*Goal of the exercise*. Return the number of lines that include the string "page", without any other text.

----------------------------------------

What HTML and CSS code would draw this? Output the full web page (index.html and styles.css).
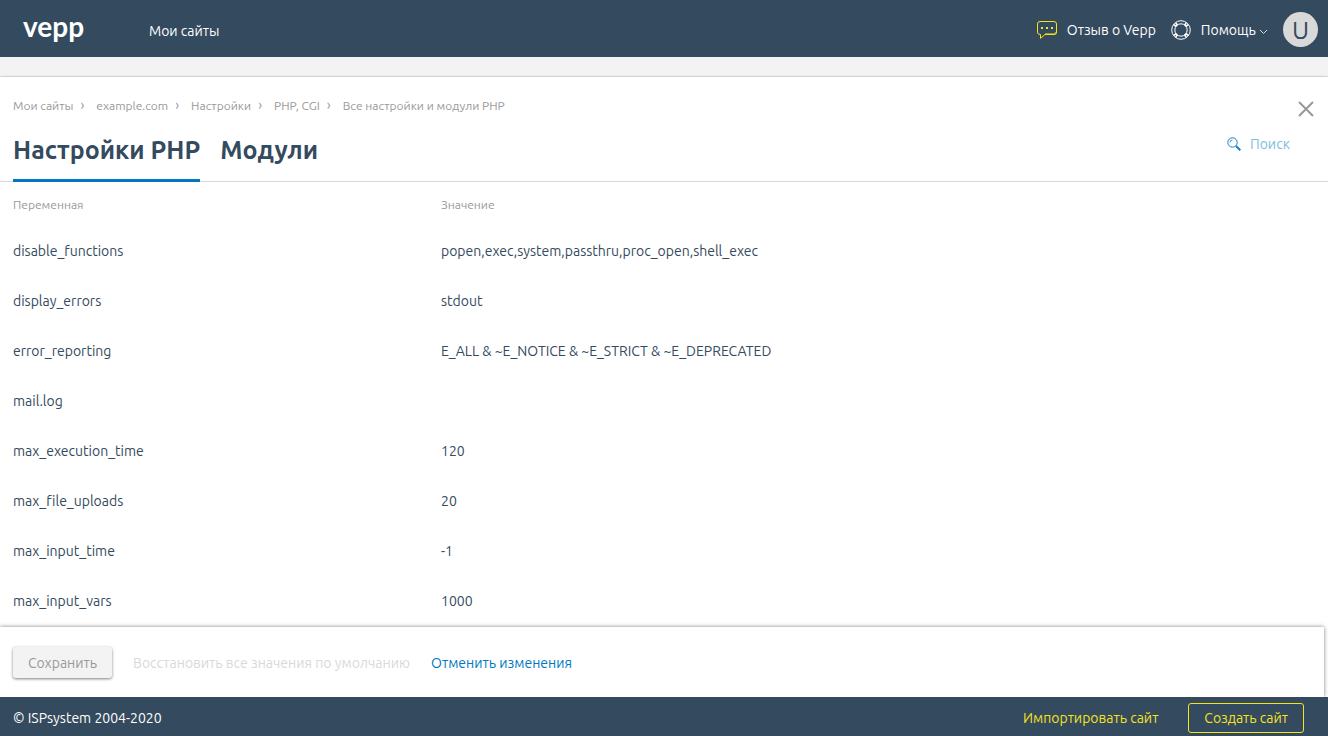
FILE: index.html
```html
<!DOCTYPE html>
<html lang="ru">
<head>
  <meta charset="UTF-8">
  <meta name="viewport" content="width=device-width, initial-scale=1.0">
  <title>Все настройки и модули PHP</title>
  <link rel="stylesheet" href="styles.css">
</head>
<body>
  <header class="topbar">
    <a href="#" class="logo">vepp</a>
    <nav class="main-nav"><a href="#">Мои сайты</a></nav>
    <div class="user-tools">
      <a href="#" class="tool">
        <svg width="20" height="18" viewBox="0 0 20 18" fill="none" stroke="#f5e31d">
          <path d="M3 .5h14a2.500 2.500 0 0 1 2.500 2.500v8a2.500 2.500 0 0 1-2.500 2.500H8L3.500 17.300V13.500H3A2.500 2.500 0 0 1 .5 11V3A2.500 2.500 0 0 1 3 .5z"/>
          <path d="M8 13h9a2 2 0 0 0 2-2" stroke-opacity=".5" stroke-width="2"/>
          <path d="M4 7h2M9 7h2M14 7h2" stroke-width="2"/>
        </svg>
        Отзыв о Vepp
      </a>
      <button type="button" class="tool">
        <svg width="20" height="20" viewBox="0 0 20 20" fill="none" stroke="#fff">
          <circle cx="10" cy="10" r="9.300"/>
          <circle cx="10" cy="10" r="6.200"/>
          <path d="M2.800 4.800l2.700 1.700M4.800 2.800l1.700 2.700M17.200 4.800l-2.700 1.700M15.200 2.800l-1.700 2.700M2.800 15.200l2.700-1.700M4.800 17.200l1.700-2.700M17.200 15.200l-2.700-1.700M15.200 17.200l-1.700-2.700" stroke-width="1.600"/>
        </svg>
        <span>Помощь
          <svg width="9" height="6" viewBox="0 0 9 6" fill="none" stroke="#d5dbe0"><path d="M1 1l3.500 3.500L8 1"/></svg>
        </span>
      </button>
      <button type="button" class="avatar">U</button>
    </div>
  </header>

  <main class="page">
    <div class="page-head">
      <nav class="breadcrumbs">
        <a href="#">Мои сайты</a>
        <a href="#">example.com</a>
        <a href="#">Настройки</a>
        <a href="#">PHP, CGI</a>
        <a href="#">Все настройки и модули PHP</a>
      </nav>
      <button type="button" class="close" aria-label="Закрыть">
        <svg width="16" height="16" viewBox="0 0 16 16" stroke="#999" stroke-width="2"><path d="M1 1l14 14M15 1L1 15"/></svg>
      </button>
    </div>

    <div class="tabs-row">
      <div class="tabs">
        <button type="button" class="tab active">Настройки PHP</button>
        <button type="button" class="tab">Модули</button>
      </div>
      <div class="search">
        <label for="search" aria-label="Поиск">
          <svg width="14" height="14" viewBox="0 0 14 14" fill="none" stroke="#1583c8">
            <circle cx="5.500" cy="5.500" r="4.700"/>
            <path d="M3 5.500A2.500 2.500 0 0 1 5.500 3" stroke-width=".8"/>
            <path d="M9 9l4.300 4.300" stroke-width="2"/>
          </svg>
        </label>
        <input type="text" id="search" placeholder="Поиск">
      </div>
    </div>

    <div class="table-wrap">
      <table class="settings">
        <thead>
          <tr><th>Переменная</th><th>Значение</th></tr>
        </thead>
        <tbody>
          <tr><td>disable_functions</td><td>popen,exec,system,passthru,proc_open,shell_exec</td></tr>
          <tr><td>display_errors</td><td>stdout</td></tr>
          <tr><td>error_reporting</td><td>E_ALL &amp; ~E_NOTICE &amp; ~E_STRICT &amp; ~E_DEPRECATED</td></tr>
          <tr><td>mail.log</td><td></td></tr>
          <tr><td>max_execution_time</td><td>120</td></tr>
          <tr><td>max_file_uploads</td><td>20</td></tr>
          <tr><td>max_input_time</td><td>-1</td></tr>
          <tr><td>max_input_vars</td><td>1000</td></tr>
        </tbody>
      </table>
    </div>

    <div class="actions">
      <button type="button" class="save" disabled>Сохранить</button>
      <button type="button" class="link-btn" disabled>Восстановить все значения по умолчанию</button>
      <button type="button" class="link-btn">Отменить изменения</button>
    </div>
  </main>

  <footer class="footer">
    <span>© ISPsystem 2004-2020</span>
    <div class="footer-links">
      <a href="#">Импортировать сайт</a>
      <button type="button" class="create">Создать сайт</button>
    </div>
  </footer>
</body>
</html>
```

FILE: styles.css
```css
* {
  box-sizing: border-box;
}
body {
  margin: 0;
  height: 100vh;
  display: flex;
  flex-direction: column;
  background: #f3f3f3;
  color: #344a5e;
  font: 14px/20px Ubuntu, "Noto Sans", sans-serif;
  text-rendering: optimizeSpeed;
}
a {
  color: inherit;
  text-decoration: none;
}
button {
  padding: 0;
  border: none;
  background: none;
  color: inherit;
  font: inherit;
  text-rendering: inherit;
  cursor: pointer;
}
svg {
  flex: none;
}

/* header */
.topbar {
  flex: none;
  display: flex;
  align-items: center;
  height: 57px;
  padding: 4px 10px 0 23px;
  background: #344a5e;
  color: #fff;
}
.logo {
  width: 126px;
  padding-bottom: 10px;
  font: bold 28px/32px Lato, sans-serif;
}
.user-tools {
  display: flex;
  align-items: center;
  gap: 15px;
  margin-left: auto;
  padding-bottom: 2px;
}
.tool {
  display: flex;
  align-items: center;
  gap: 10px;
}
.avatar {
  width: 35px;
  height: 35px;
  border-radius: 50%;
  background: #d9d9d9;
  color: #344a5e;
  font-size: 25px;
}

/* page */
.page {
  flex: 1;
  min-height: 0;
  display: flex;
  flex-direction: column;
  margin-top: 20px;
  background: #fff;
  box-shadow: 0 0 2px rgba(0, 0, 0, 0.4);
}
.page-head {
  display: flex;
  justify-content: space-between;
  height: 48px;
  padding: 18px 14px 0 13px;
}
.breadcrumbs {
  display: flex;
  align-items: baseline;
  color: #999;
  font-size: 12px;
}
.breadcrumbs a:not(:last-child)::after {
  content: "›";
  margin: 0 12px 0 7px;
  font-size: 14px;
}
.close {
  height: 28px;
  display: flex;
  align-items: center;
}
.tabs-row {
  flex: none;
  display: flex;
  justify-content: space-between;
  height: 57px;
  padding: 0 13px;
  border-bottom: 1px solid #d9d9d9;
}
.tabs {
  display: flex;
  gap: 20px;
}
.tab {
  height: 57px;
  padding-bottom: 4px;
  border-bottom: 3px solid transparent;
  font-size: 25px;
  font-weight: 600;
}
.tab.active {
  border-color: #0079c1;
}
.search {
  display: flex;
  align-items: center;
  gap: 9px;
  height: 38px;
}
.search label {
  display: flex;
}
.search input {
  width: 65px;
  padding: 0;
  border: none;
  outline: none;
  background: none;
  font: inherit;
}
.search input::placeholder {
  color: #7fbce0;
}

/* table */
.table-wrap {
  flex: 1;
  min-height: 0;
  overflow: hidden;
  padding: 0 31px 0 13px;
}
.settings {
  width: 100%;
  table-layout: fixed;
  border-collapse: collapse;
}
.settings th {
  height: 44px;
  padding: 2px 0 0;
  color: #999;
  font-size: 12px;
  font-weight: normal;
  text-align: left;
}
.settings th:first-child {
  width: 33.3333%;
}
.settings td {
  height: 50px;
  padding: 0;
}

/* bottom actions */
.actions {
  position: relative;
  flex: none;
  display: flex;
  align-items: center;
  gap: 21px;
  height: 70px;
  margin-right: 4px;
  padding: 0 13px;
  background: #fff;
  box-shadow: 0 0 4px rgba(0, 0, 0, 0.5);
}
.save {
  height: 31px;
  padding: 1px 15px 0;
  border-radius: 3px;
  background: #f3f3f3;
  color: #999;
  box-shadow: 0 1px 3px rgba(0, 0, 0, 0.5);
}
.link-btn {
  padding-top: 2px;
  color: #0079c1;
}
.link-btn:disabled {
  color: #d9d9d9;
}

/* footer */
.footer {
  position: relative;
  flex: none;
  display: flex;
  align-items: center;
  justify-content: space-between;
  height: 39px;
  padding: 2px 24px 0 13px;
  background: #344a5e;
  color: #fff;
}
.footer-links {
  display: flex;
  align-items: center;
  gap: 30px;
  color: #f5e31d;
}
.create {
  height: 30px;
  padding: 0 15px;
  border: 1px solid #f5e31d;
  border-radius: 3px;
}
```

----------------------------------------

*Answer in full*. 6